Since its inception in 1965, Elings Park has grown from a 97-acre landfill to a 230-acre recreational open space that serves 250,000 visitors each year.
“Elings has always been principally an athletic park with venues driven by recreation programs — softball, soccer, rugby, tennis courts — but it’s also become this significant landscape with Hendry’s Beach parcel, the Douglas Family Preserve and now Veronica Meadows all right there as well,” Nelson explained.
It provides shelter, picnic grounds, event venues, restrooms and athletic facilities.
It provides staff members like septuagenarian umpire, player and organizational whiz kid Clyde Bennett, who juggles 900 softball players, 75 teams and three diamonds to run the park’s successful softball league while coordinating tournaments and summer ball programs.
“The park involves young people, old people, athletes and nonathletes, a no-leash dog park, every sport is available, plus open spaces, views, fresh air, soccer, softball, bikes, electric remote-control cars, tennis,” longtime board member Marcia Constance said. “You name it, it’s there.”
All of that comes at a cost.
While city and county parks are funded largely through taxes, Elings Park operates with no government funding.
“We are an organization that funds ourselves 75 percent on user fees, 25 percent on grants and donations, so we’re constantly keeping an eye on the bottom line as well as making certain everyone has a great time,” Nelson said.
With a property that offers sweeping views across the Santa Barbara Channel or inland across the Santa Ynez Mountains, it’s no surprise that one big economic engine is facility rentals for weddings, memorial services, baptisms and festivals. Use fees for the park’s athletic fields, including three baseball/softball diamonds and two athletic fields, contribute to the budget as well.
“We aren’t just paying a rental fee and using the fields,” Jacobsen said. “We see our role at the park more as owner-users. Rental fees don’t cover the cost of running a park. It takes a lot of volunteer hours to build and maintain facilities like this.”Jacobsen said.
In addition to renting fields, the Santa Barbara Rugby Association’s members have donated time, expertise and brute strength to help with special projects, from brush clearing to grandstand building to running the annual Santa Barbara Beer Festival that raises about $5,000 for the Elings Park Foundation.
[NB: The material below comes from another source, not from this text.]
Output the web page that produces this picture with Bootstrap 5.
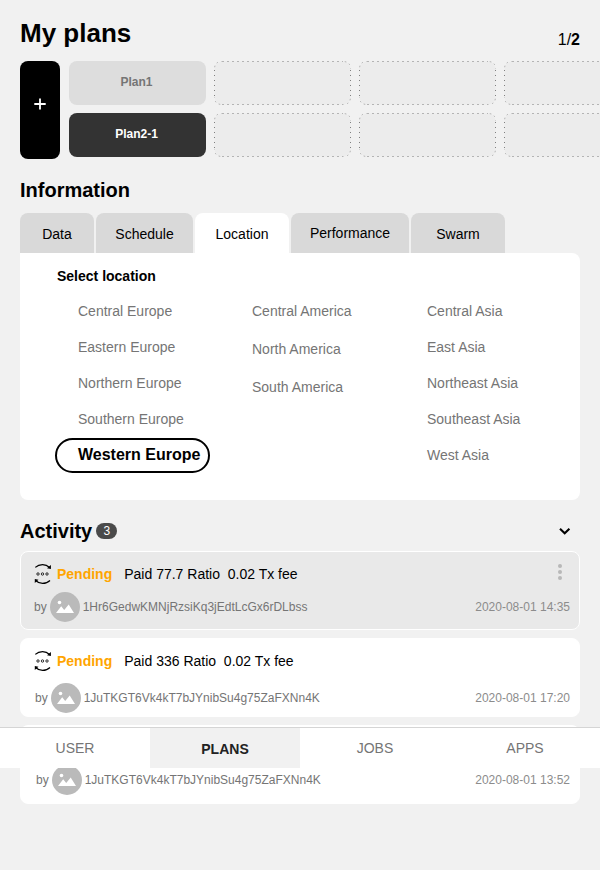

“It’s not just a rental contract,” Jacobsen said. “If Mike (Nelson) needs help, he calls me and seeks out that help.”
Elings Park also maintains working partnerships with other nonprofit organizations, including the Santa Barbara Lacrosse Association and the Santa Barbara Mountain Bike Trail Volunteers.
“It’s so cool, I think, when nonprofits get together to do community activities, to set up facilities that youth can play on,” Jacobsen said. “It takes the passion of a few people who set things up and get things going.
“Elings is a perfect example of that. The park does a good job of fostering that idea.”
Jacobsen said he believes those partnerships result in better facilities than municipalities are able to offer.
“If you compare Elings facilities to that which the city owns and maintains, it’s night and day,” he said of the City of Santa Barbara.
The city’s highly contentious decision to hand the Las Positas tennis courts over to Elings Park is a prime example.
“The city has struggled to run them,” said Jacobsen, who has played tennis on the Las Positas courts for years. “f something breaks, like the showers, they shut them down. The courts were falling part. Elings comes in and it’s cleaned, fixed, taken care of.”
While court users have complained about the new fee structure, park supporters point out the fees that maintain the facility are a far cry from the fees paid to local private clubs with tennis facilities.
“We gladly pay our share because we know what it takes to run it,” Jacobsen said. “Go to the city courts in town and see what happens when you don’t pay enough to take care of them.
“The park takes it on; they don’t say no.”